Poupo neste artigo a deputada Isaura Morais, que foi a terceira eleita pelo partido, não por achar que faz a diferença política no conjunto dos três deputados, mas por lhe dar o direito à dúvida, embora já comece a ser tarde para a ouvir dar um gemido, um gritinho político em defesa da região sem ser naqueles artigos sem conteúdo que vai publicando só para se ver na fotografia. O Ribatejo ainda é uma terra de marialvas e pobretanas que pegam toiros, mas o tempo do Nuno Salvação Barreto remonta ao ano de 1950 e o António Melo Correia já cantou “o selim e a mulher” nos anos sessenta.
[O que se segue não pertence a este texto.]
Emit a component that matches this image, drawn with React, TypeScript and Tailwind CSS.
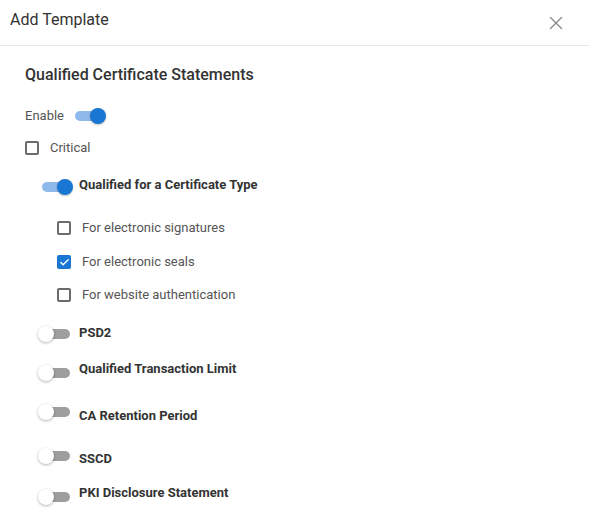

Não está na altura do PSD mudar a agulha e deitar o olho aos jovens que João Moura e Oliveira e Sousa acham que fazem bem em emigrar?


Nota: Num artigo recente as minhas previsões de que o PSD ia desaparecer bateram na trave. Quem perdeu quase metade dos votos em relação às eleições anteriores foi o PS. Com a AD o PSD teve um ligeiro aumento, mas com a eleição de três deputados o Chega deu um bigode ao PS e ao PSD. Só não tira conclusões quem é burro, monárquico ou anda na política para se servir. JAE.